Jacob does many things which do fit into our stereotype of the prototypical pure, truthful person.
This is a theological issue, not an historical one, so here is not the place to delve into it in proper detail. Nevertheless, suffice it to say that the measure of the ethical man is how he deals with the knotty, gray-areas of life, not necessarily the obvious black-and-white good vs. evil ones.
That is why the life of Jacob appears so jagged to us; the pieces do not fit. Jacob’s story is the most difficult. How come he favors Joseph over the other brothers? On the other hand, how could he not: the child grew up without a mother and showed unusual genius. Indeed, he is the one who will ultimately save them all. Jacob saw that. So he has to invest everything in him. Yet he is criticized for favoring Joseph. There are so many situations in the life of Jacob that no matter what he does he is wrong.

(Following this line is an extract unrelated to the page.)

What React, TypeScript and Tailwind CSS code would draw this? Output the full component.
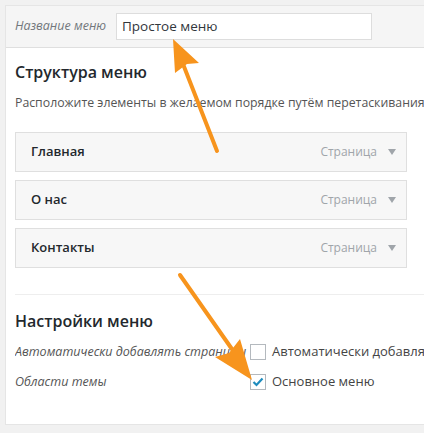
import React from "react"

const items = ["Главная", "О нас", "Контакты"]

function MenuItem({ title }: { title: string }) {
  return (
    <div className="flex h-[40px] items-center justify-between border border-[#dfdfdf] bg-[#f7f7f7] pl-[15px] pr-[10px]">
      <span className="text-[13px] font-semibold text-[#23282d]">{title}</span>
      <span className="flex items-center gap-[11px] text-[12px] text-[#a0a5aa]">
        Страница
        <svg width="8" height="6" viewBox="0 0 8 6">
          <path d="M0 0 L8 0 L4 6 Z" fill="#a0a5aa" />
        </svg>
      </span>
    </div>
  )
}

export default function App() {
  return (
    <div
      className="relative h-[433px] w-[424px] overflow-hidden bg-[#f1f1f1]"
      style={{ fontFamily: '"Open Sans", "Liberation Sans", sans-serif' }}
    >
      <div className="ml-[5px] mt-[5px] h-[420px] w-[430px] border border-[#e5e5e5] bg-white">
        <div className="flex h-[42px] items-center border-b border-[#dfdfdf] bg-[#f5f5f5] pl-[9px]">
          <span className="w-[101px] shrink-0 text-[12.5px] italic text-[#72777c]">Название меню</span>
          <div className="flex h-[27px] w-[256px] shrink-0 items-center border border-[#ddd] bg-white px-[5px] text-[13.5px] text-[#32373c]">
            Простое меню
          </div>
        </div>

        <div className="pl-[9px]">
          <h3 className="mt-[13px] text-[16px] font-semibold leading-[22px] text-[#23282d]">Структура меню</h3>
          <p className="mt-[11px] whitespace-nowrap text-[12.3px] leading-[18px] text-[#555]">
            Расположите элементы в желаемом порядке путём перетаскивания.
          </p>
          <div className="mt-[20px] flex w-[392px] flex-col gap-[8px]">
            {items.map((t) => (
              <MenuItem key={t} title={t} />
            ))}
          </div>

          <div className="mt-[26px] border-t border-[#eee]" />

          <h3 className="mt-[15px] text-[16px] font-semibold leading-[22px] text-[#23282d]">Настройки меню</h3>
          <div className="mt-[9px] flex h-[22px] items-center">
            <span className="w-[235px] shrink-0 overflow-hidden whitespace-nowrap text-[12.5px] italic text-[#555]">
              Автоматически добавлять страницы
            </span>
            <span className="h-[16px] w-[16px] shrink-0 border border-[#b4b9be] bg-white" />
            <span className="ml-[6px] whitespace-nowrap text-[13px] text-[#444]">
              Автоматически добавлять новые страницы
            </span>
          </div>
          <div className="mt-[8px] flex h-[22px] items-center">
            <span className="w-[235px] shrink-0 text-[12.5px] italic text-[#555]">Области темы</span>
            <span className="flex h-[16px] w-[16px] shrink-0 items-center justify-center border border-[#b4b9be] bg-white">
              <svg width="12" height="10" viewBox="0 0 12 10">
                <path d="M1.5 5 L4.5 8 L10.5 1.5" stroke="#1e8cbe" strokeWidth="2.2" fill="none" />
              </svg>
            </span>
            <span className="ml-[6px] text-[13px] text-[#444]">Основное меню</span>
          </div>
        </div>
      </div>

      <svg className="pointer-events-none absolute left-0 top-0" width="424" height="433" viewBox="0 0 424 433">
        <line x1="217" y1="151" x2="183" y2="64" stroke="#f7941d" strokeWidth="4" strokeLinecap="round" />
        <path d="M173 39 L199 63 L187 64 L175 73 Z" fill="#f7941d" />
        <line x1="180" y1="275" x2="234" y2="352" stroke="#f7941d" strokeWidth="4" strokeLinecap="round" />
        <path d="M252 380 L215 357 L229 353 L240 339 Z" fill="#f7941d" />
      </svg>
    </div>
  )
}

Jewish tradition does not hide Jacob faults – and those faults are within the Jewish people today. However, the truth is the faults are often a result of the impossibilities of life’s choices that confront each of us. We would like to have the pieces of life’s puzzle to fit. We would like to say, “Well, if you are consistent then it will all turn out perfect.” People with life experience realize that sometimes it does not work that way. Sometimes you do everything right and it turns out wrong. Then you are faced with terrible questions. The life of Jacob leaves us with the questions more than with the answers.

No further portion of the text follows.